◆ Rows from a dataset of pages and code
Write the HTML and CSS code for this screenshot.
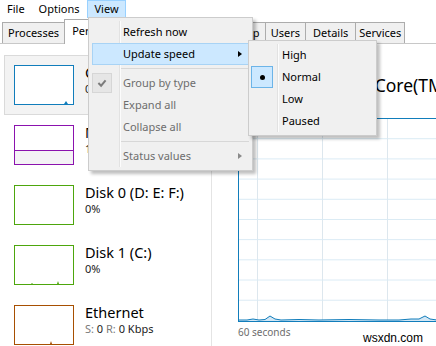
FILE: index.html
```html
<!DOCTYPE html>
<html lang="en">
  <head>
    <meta charset="UTF-8" />
    <meta name="viewport" content="width=device-width, initial-scale=1.0" />
    <title>Task Manager</title>
    <link rel="stylesheet" href="styles.css">
  </head>
  <body>
    <div class="menubar">
      <span class="menu-title">File</span>
      <span class="menu-title">Options</span>
      <span class="menu-title open">View</span>
    </div>

    <div class="tabs">
      <div class="tab first">Processes</div>
      <div class="tab active">Performance</div>
      <div class="tab">App history</div>
      <div class="tab">Startup</div>
      <div class="tab">Users</div>
      <div class="tab wide">Details</div>
      <div class="tab narrow">Services</div>
    </div>

    <div class="content">
      <div class="sidebar">
        <div class="resource selected">
          <div class="thumb cpu">
            <svg viewBox="0 0 58 38"><polygon points="49,38 51,35 53,38" /></svg>
          </div>
          <div class="info">
            <div class="name">CPU</div>
            <div class="value">0% 1.70 GHz</div>
          </div>
        </div>
        <div class="resource">
          <div class="thumb memory"><div class="mem-used"></div></div>
          <div class="info">
            <div class="name">Memory</div>
            <div class="value">1.4/3.9 GB (36%)</div>
          </div>
        </div>
        <div class="resource">
          <div class="thumb disk"></div>
          <div class="info">
            <div class="name">Disk 0 (D: E: F:)</div>
            <div class="value">0%</div>
          </div>
        </div>
        <div class="resource">
          <div class="thumb disk">
            <svg viewBox="0 0 58 38"><polygon points="16,38 17,37 18,38" /><polygon points="42,38 43,35 44,38" /></svg>
          </div>
          <div class="info">
            <div class="name">Disk 1 (C:)</div>
            <div class="value">0%</div>
          </div>
        </div>
        <div class="resource">
          <div class="thumb ethernet">
            <svg viewBox="0 0 58 38"><polygon points="35,38 36,35 37,38" /></svg>
          </div>
          <div class="info">
            <div class="name">Ethernet</div>
            <div class="value"><span class="dim">S:</span> 0 <span class="dim">R:</span> 0 Kbps</div>
          </div>
        </div>
      </div>

      <div class="detail">
        <div class="detail-head">
          <span class="detail-title">CPU</span>
          <span class="detail-model">Intel(R) Core(TM) i5-4210U CPU @ 1.70GHz</span>
        </div>
        <div class="graph">
          <svg class="usage" viewBox="0 0 200 8" preserveAspectRatio="none">
            <polygon points="0,8 0,7 8,7 14,6 20,7 26,6.5 31,3 36,6 42,7 60,6.5 80,7 110,6.5 140,7 160,7 172,6 180,6 186,3 191,6 198,7 200,7 200,8" />
            <polyline points="0,7 8,7 14,6 20,7 26,6.5 31,3 36,6 42,7 60,6.5 80,7 110,6.5 140,7 160,7 172,6 180,6 186,3 191,6 198,7 200,7" />
          </svg>
        </div>
        <div class="graph-caption">60 seconds</div>
      </div>
    </div>

    <div class="dropdown view-menu">
      <div class="menu-item">Refresh now</div>
      <div class="menu-item hover sub">Update speed</div>
      <div class="menu-sep"></div>
      <div class="menu-item disabled">
        <span class="check">
          <svg viewBox="0 0 20 20"><polyline points="6,10 9,13 14,7" /></svg>
        </span>
        Group by type
      </div>
      <div class="menu-item disabled">Expand all</div>
      <div class="menu-item disabled">Collapse all</div>
      <div class="menu-sep"></div>
      <div class="menu-item disabled sub">Status values</div>
    </div>

    <div class="dropdown speed-menu">
      <div class="menu-item">High</div>
      <div class="menu-item"><span class="radio"></span>Normal</div>
      <div class="menu-item">Low</div>
      <div class="menu-item">Paused</div>
    </div>

    <div class="watermark">wsxdn.com</div>
  </body>
</html>
```

FILE: styles.css
```css
body {
  margin: 0;
  width: 436px;
  height: 346px;
  overflow: hidden;
  position: relative;
  font-family: "Noto Sans", "Open Sans", sans-serif;
  font-size: 11px;
  color: #000;
  background-color: #fff;
}

/* menu bar */

.menubar {
  display: flex;
  height: 18px;
  background-color: #fff;
}

.menu-title {
  box-sizing: border-box;
  height: 18px;
  padding: 0 6px;
  line-height: 16px;
  border: 1px solid transparent;
}

.menu-title.open {
  margin-left: 1px;
  background-color: #cce8ff;
  border-color: #99d1ff;
}

/* tabs */

.tabs {
  display: flex;
  align-items: flex-end;
  height: 25px;
  padding-left: 2px;
  border-bottom: 1px solid #c8c8c8;
}

.tab {
  box-sizing: border-box;
  height: 21px;
  padding: 0 5px;
  margin-left: -1px;
  line-height: 19px;
  background-color: #f0f0f0;
  border: 1px solid #acacac;
  border-bottom: none;
  white-space: nowrap;
}

.tab.first {
  margin-left: 0;
}

.tab.wide {
  padding: 0 7px;
}

.tab.narrow {
  padding: 0 3px;
}

.tab.active {
  height: 25px;
  padding: 0 6px 0 7px;
  margin-bottom: -1px;
  line-height: 22px;
  background-color: #fff;
  position: relative;
}

/* main area */

.content {
  display: flex;
  height: 302px;
}

.sidebar {
  width: 211px;
  flex-shrink: 0;
  padding-top: 11px;
  border-right: 1px solid #e4e4e4;
}

.resource {
  display: flex;
  box-sizing: border-box;
  width: 200px;
  height: 60px;
  margin-left: 4px;
  padding: 9px 0 0 9px;
  border: 1px solid transparent;
}

.resource.selected {
  background-color: #f3f3f3;
  border-color: #dadada;
}

.thumb {
  box-sizing: border-box;
  width: 60px;
  height: 40px;
  flex-shrink: 0;
  background-color: #fff;
  border: 1px solid;
  display: flex;
  flex-direction: column;
  justify-content: flex-end;
}

.thumb svg {
  display: block;
  width: 58px;
  height: 38px;
}

.thumb.cpu {
  border-color: #117dbb;
  fill: #117dbb;
}

.thumb.memory {
  border-color: #8b12ae;
}

.mem-used {
  height: 13px;
  background-color: #f4f2f5;
  border-top: 1px solid #8b12ae;
}

.thumb.disk {
  border-color: #4da60c;
  fill: #4da60c;
}

.thumb.ethernet {
  border-color: #a74f01;
  fill: #a74f01;
}

.info {
  margin: -2px 0 0 11px;
  white-space: nowrap;
}

.name {
  font-size: 14.5px;
  line-height: 18px;
}

.value {
  font-size: 11px;
  line-height: 16px;
  color: #1a1a1a;
}

.dim {
  color: #7a7a7a;
}

.detail {
  flex: 1;
  min-width: 0;
  padding: 24px 0 0 26px;
}

.detail-head {
  display: flex;
  align-items: baseline;
  height: 30px;
  white-space: nowrap;
}

.detail-title {
  font-size: 22px;
}

.detail-model {
  margin-left: 30px;
  font-size: 17.5px;
}

.graph {
  box-sizing: border-box;
  width: 320px;
  height: 204px;
  margin-top: 20px;
  border: 1px solid #117dbb;
  display: flex;
  align-items: flex-end;
  background-image:
    linear-gradient(to top, #d9eaf4 1px, transparent 1px),
    linear-gradient(to right, #dde7ee 1px, transparent 1px);
  background-size: 100% 20.2px, 65px 100%;
  background-position: 0 0, 18px 0;
}

.usage {
  display: block;
  width: 200px;
  height: 8px;
}

.usage polygon {
  fill: #d3e7f5;
}

.usage polyline {
  fill: none;
  stroke: #117dbb;
  stroke-width: 1;
}

.graph-caption {
  margin-top: 3px;
  font-size: 10px;
  color: #6d6d6d;
}

/* dropdown menus */

.dropdown {
  position: absolute;
  box-sizing: border-box;
  padding: 3px;
  background-color: #f0f0f0;
  border: 1px solid #cccccc;
  box-shadow: 3px 3px 3px rgba(0, 0, 0, 0.25);
}

.dropdown::before {
  content: "";
  position: absolute;
  top: 3px;
  bottom: 3px;
  width: 1px;
  background-color: #e2e2e2;
  box-shadow: 1px 0 #fcfcfc;
}

.view-menu {
  left: 88px;
  top: 17px;
  width: 165px;
}

.view-menu::before {
  left: 30px;
}

.speed-menu {
  left: 248px;
  top: 40px;
  width: 129px;
}

.speed-menu::before {
  left: 28px;
}

.menu-item {
  position: relative;
  box-sizing: border-box;
  height: 22px;
  line-height: 20px;
  padding-left: 30px;
  border: 1px solid transparent;
  white-space: nowrap;
}

.speed-menu .menu-item {
  padding-left: 29px;
}

.menu-item.hover {
  background-color: #cce8ff;
  border-color: #a8d3f5;
}

.menu-item.disabled {
  color: #6d6d6d;
}

.menu-item.sub::after {
  content: "";
  position: absolute;
  right: 6px;
  top: 7px;
  border-left: 4px solid #000;
  border-top: 3.5px solid transparent;
  border-bottom: 3.5px solid transparent;
}

.menu-item.disabled.sub::after {
  border-left-color: #8a8a8a;
}

.menu-sep {
  height: 1px;
  margin: 3px 0 3px 27px;
  background-color: #d7d7d7;
}

.check {
  position: absolute;
  left: -1px;
  top: 0;
  box-sizing: border-box;
  width: 20px;
  height: 20px;
  background-color: #e6e6e6;
  border: 1px solid #d6d6d6;
}

.check svg {
  display: block;
  width: 18px;
  height: 18px;
  fill: none;
  stroke: #7c7c7c;
  stroke-width: 2.2;
}

.radio {
  position: absolute;
  left: -2px;
  top: -1px;
  box-sizing: border-box;
  width: 22px;
  height: 22px;
  background-color: #cce8ff;
  border: 1px solid #6cb4e8;
}

.radio::after {
  content: "";
  position: absolute;
  left: 8px;
  top: 8px;
  width: 5px;
  height: 5px;
  border-radius: 50%;
  background-color: #000;
}

.watermark {
  position: absolute;
  left: 363px;
  top: 331px;
  font-family: "Liberation Sans", Arial, sans-serif;
  font-size: 12px;
  color: #000;
}
```
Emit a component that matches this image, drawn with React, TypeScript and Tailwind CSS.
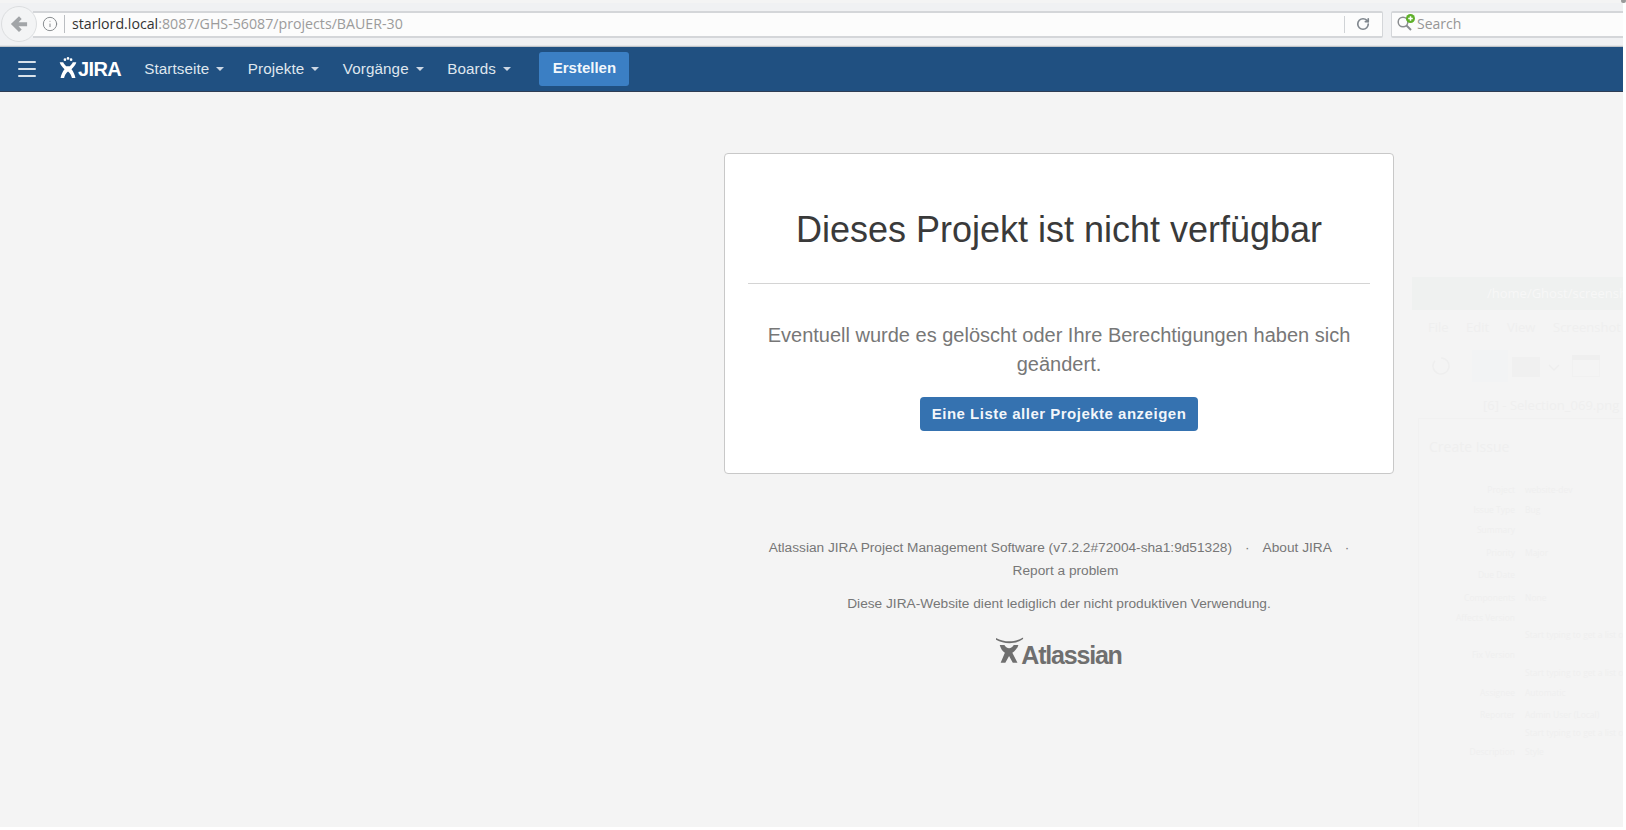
import { Info, RotateCw, Menu } from "lucide-react";

const navItems = ["Startseite", "Projekte", "Vorgänge", "Boards"];

function JiraMark({ className }: { className?: string }) {
  return (
    <svg viewBox="0 0 20 24" className={className} fill="currentColor">
      <circle cx="6.500" cy="3" r="1.500" />
      <circle cx="10" cy="1.600" r="1.500" />
      <circle cx="13.500" cy="3" r="1.500" />
      <path d="M.5 6h4c.8 1.800 2.500 3.500 3.500 4.500h4C13 9.500 14.700 7.800 15.500 6h4c-.5 2.500-3 5.500-5.500 8 2 2.500 3.800 6 4.500 10h-4c-.6-3-2.300-5.800-4.500-7.500C7.800 18.200 6.100 21 5.500 24h-4c.7-4 2.500-7.500 4.500-10C3.500 11.500 1 8.500.5 6z" />
    </svg>
  );
}

function AtlassianMark({ className }: { className?: string }) {
  return (
    <svg viewBox="0 0 30 28" className={className} fill="currentColor">
      <path d="M0 .5C9 5.500 21 5.500 29 0v1.800C21 7.500 9 7.500 0 2.500z" />
      <path d="M4 8h5c1 2 3 3.500 5 3.500s4-1.500 5-3.500h5c-1 3.500-3.500 6.500-6.500 8.500L23 27h-5l-4-7-4 7H5l4.500-10.500C6.500 14.500 5 11.500 4 8z" />
    </svg>
  );
}

function Caret() {
  return <span className="ml-[7px] mt-[1px] inline-block border-x-[4px] border-t-[4px] border-x-transparent border-t-current opacity-90" />;
}

function BrowserBar() {
  return (
    <div className="relative h-[47px] border-b border-[#bfc4c9] pt-[3px] font-['Open_Sans',sans-serif]">
      <div className="h-full bg-[#f0f1f3] border-b border-[#e4e6e8] flex items-center">
        <div className="relative z-10 ml-[1px] w-[36px] h-[36px] rounded-full bg-[#f3f4f5] border border-[#dcdee0] flex items-center justify-center shrink-0">
          <svg viewBox="0 0 20 20" className="w-[18px] h-[18px]" fill="#a2a5a8">
            <path d="M10 1.500l3 3-3.500 3.500H19v4.500H9.500L13 16l-3 3L1 10z" />
          </svg>
        </div>
        <div className="-ml-[4px] w-[1350px] h-[27px] bg-[#fcfcfc] border-y-2 border-r border-[#d4d6d9] rounded-r-[2px] flex items-center shrink-0">
          <Info className="ml-[9px] w-[16px] h-[16px] text-[#808488]" strokeWidth={1.4} />
          <div className="ml-[6px] w-px h-[18px] bg-[#bbbec2]" />
          <span className="ml-[7px] text-[14.200px] leading-none text-[#9b9b9b]">
            <span className="text-[#333333]">starlord.local</span>:8087/GHS-56087/projects/BAUER-30
          </span>
          <div className="ml-auto w-px h-[17px] bg-[#d0d3d6]" />
          <RotateCw className="ml-[11px] mr-[12px] w-[14px] h-[14px] text-[#7f868d]" strokeWidth={2.8} />
        </div>
        <div className="ml-[8px] flex-1 h-[27px] bg-[#fcfcfc] border-y-2 border-l border-[#d4d6d9] rounded-l-[2px] flex items-center">
          <svg viewBox="0 0 20 18" className="ml-[4px] w-[20px] h-[18px] shrink-0 -mt-[3px]" fill="none">
            <circle cx="7" cy="8" r="4.800" stroke="#8a8d90" strokeWidth="1.500" />
            <path d="M10.500 11.500l4.500 4.500" stroke="#8a8d90" strokeWidth="2" />
            <circle cx="14.500" cy="4.500" r="4.500" fill="#5fb02a" />
            <path d="M14.500 2.200v4.600M12.200 4.500h4.600" stroke="#fff" strokeWidth="1.500" />
          </svg>
          <span className="ml-[1px] text-[14px] leading-none text-[#969696]">Search</span>
        </div>
      </div>
      <div className="absolute -right-[3px] -top-[1px] w-[5px] h-[4px] rounded-full bg-[#9a9a9a]" />
    </div>
  );
}

function NavBar() {
  return (
    <div className="h-[45px] bg-[#205081] border-b border-[#2e3d54] flex items-center text-white font-['Liberation_Sans',sans-serif]">
      <Menu className="ml-[15px] w-[24px] h-[24px] text-[#d9e2ea]" strokeWidth={2} />
      <div className="ml-[20px] flex items-center">
        <JiraMark className="w-[18px] h-[21px] -mt-[3px]" />
        <span className="ml-[1px] text-[20px] font-bold leading-none tracking-[-0.6px]">JIRA</span>
      </div>
      <div className="ml-[11px] flex items-center">
        {navItems.map((item) => (
          <div key={item} className="flex items-center pl-[12px] pr-[11.500px] text-[15.200px] text-[#dfe6ee] tracking-[0.1px]">
            {item}
            <Caret />
          </div>
        ))}
      </div>
      <button className="ml-[17px] -mt-[1px] h-[34px] w-[90px] rounded-[3px] bg-[#3b7fc4] text-[15px] font-bold text-white/95">
        Erstellen
      </button>
    </div>
  );
}

function Ghost() {
  const rows = [
    { y: 490, label: "Project", value: "website-dev" },
    { y: 510, label: "Issue Type", value: "Bug" },
    { y: 530, label: "Summary", value: "" },
    { y: 553, label: "Priority", value: "Major" },
    { y: 575, label: "Due Date", value: "" },
    { y: 598, label: "Components", value: "None" },
    { y: 618, label: "Affects Version", value: "" },
    { y: 635, label: "", value: "Start typing to get a list of possible" },
    { y: 655, label: "Fix Version", value: "" },
    { y: 673, label: "", value: "Start typing to get a list of possible" },
    { y: 693, label: "Assignee", value: "Automatic" },
    { y: 715, label: "Reporter", value: "Admin User (Local)" },
    { y: 733, label: "", value: "Start typing to get a list of possible" },
    { y: 752, label: "Description", value: "Style" },
  ];
  return (
    <div className="absolute left-[1412px] top-[277px] right-0 bottom-0 overflow-hidden text-[#efefef] font-['Open_Sans',sans-serif] pointer-events-none whitespace-nowrap">
      <div className="h-[33px] bg-[#eff1f0] flex items-center pl-[75px] text-[13px] text-[#f7f7f7]">/home/Ghost/screenshots</div>
      <div className="absolute left-[16px] top-[41px] text-[13px] leading-[18px]">File</div>
      <div className="absolute left-[54px] top-[41px] text-[13px] leading-[18px]">Edit</div>
      <div className="absolute left-[95px] top-[41px] text-[13px] leading-[18px]">View</div>
      <div className="absolute left-[141px] top-[41px] text-[13px] leading-[18px]">Screenshot</div>
      <svg viewBox="0 0 18 18" className="absolute left-[20px] top-[80px] w-[18px] h-[18px]" fill="none" stroke="#eeeeee" strokeWidth="1.500">
        <path d="M9 1a8 8 0 1 1-6 2.700" />
      </svg>
      <div className="absolute left-[60px] top-[73px] w-[36px] h-[32px] bg-[#f2f3f4]" />
      <div className="absolute left-[100px] top-[80px] w-[28px] h-[20px] bg-[#f0f0f0]" />
      <svg viewBox="0 0 12 8" className="absolute left-[136px] top-[87px] w-[12px] h-[8px]" fill="none" stroke="#eeeeee" strokeWidth="1.500">
        <path d="M1 1l5 5 5-5" />
      </svg>
      <div className="absolute left-[160px] top-[78px] w-[28px] h-[5px] bg-[#efefef]" />
      <div className="absolute left-[160px] top-[83px] w-[28px] h-[17px] border-x border-b border-[#f1f1f1]" />
      <div className="absolute left-[71px] top-[119px] text-[13px] leading-[18px]">[6] - Selection_069.png</div>
      <div className="absolute left-[6px] top-[141px] right-0 bottom-0 border-l border-t border-[#f1f1f1]" />
      <div className="absolute left-[17px] top-[160px] text-[14px] leading-[20px]">Create Issue</div>
      {rows.map((r) => (
        <div key={r.y} className="absolute left-0 top-0 w-full text-[8.500px] leading-[10px]" style={{ transform: `translateY(${r.y - 282}px)` }}>
          <span className="absolute right-[108px]">{r.label}</span>
          {r.value && <span className="absolute left-[113px]">{r.value}</span>}
        </div>
      ))}
    </div>
  );
}

export default function App() {
  return (
    <div className="h-[830px] w-[1626px] overflow-hidden bg-white font-['Liberation_Sans',sans-serif]">
      <div className="relative h-[827px] w-[1623px] bg-[#f4f4f4]">
        <BrowserBar />
        <NavBar />
        <Ghost />
        <main className="relative ml-[724px] w-[670px] pt-[61px]">
          <div className="h-[321px] bg-white border border-[#c8c8c8] rounded-[4px] px-[23px] text-center">
            <h1 className="pt-[53px] pb-[30px] border-b border-[#d4d4d4] text-[36px] leading-[46px] text-[#3a3a3a]">
              Dieses Projekt ist nicht verfügbar
            </h1>
            <p className="mt-[37px] text-[20px] leading-[29px] text-[#777777]">
              Eventuell wurde es gelöscht oder Ihre Berechtigungen haben sich geändert.
            </p>
            <button className="mt-[18px] h-[34px] px-[12px] rounded-[4px] bg-[#3572b0] text-[15px] font-bold tracking-[0.5px] text-white/95">
              Eine Liste aller Projekte anzeigen
            </button>
          </div>
          <footer className="mt-[62px] text-center text-[13.700px] text-[#777777]">
            <p className="pl-[13px] leading-[23px]">
              Atlassian JIRA Project Management Software (v7.2.2#72004-sha1:9d51328)
              <span className="mx-[13px]">·</span>About JIRA<span className="mx-[13px]">·</span>
              <br />
              Report a problem
            </p>
            <p className="mt-[10px] leading-[23px]">Diese JIRA-Website dient lediglich der nicht produktiven Verwendung.</p>
            <div className="mt-[22px] flex items-start justify-center text-[#6f6f6f]">
              <AtlassianMark className="w-[28px] h-[27px]" />
              <span className="-ml-[3px] mt-[6px] text-[25px] font-bold leading-none tracking-[-1.200px]">Atlassian</span>
            </div>
          </footer>
        </main>
      </div>
    </div>
  );
}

◆ WRITTEN INSTRUCTION
Lines that hold the word "this" are the ones to return, every one of them.

◆ SOLUTION
Write the HTML and CSS code for this screenshot.
Emit a component that matches this image, drawn with React, TypeScript and Tailwind CSS.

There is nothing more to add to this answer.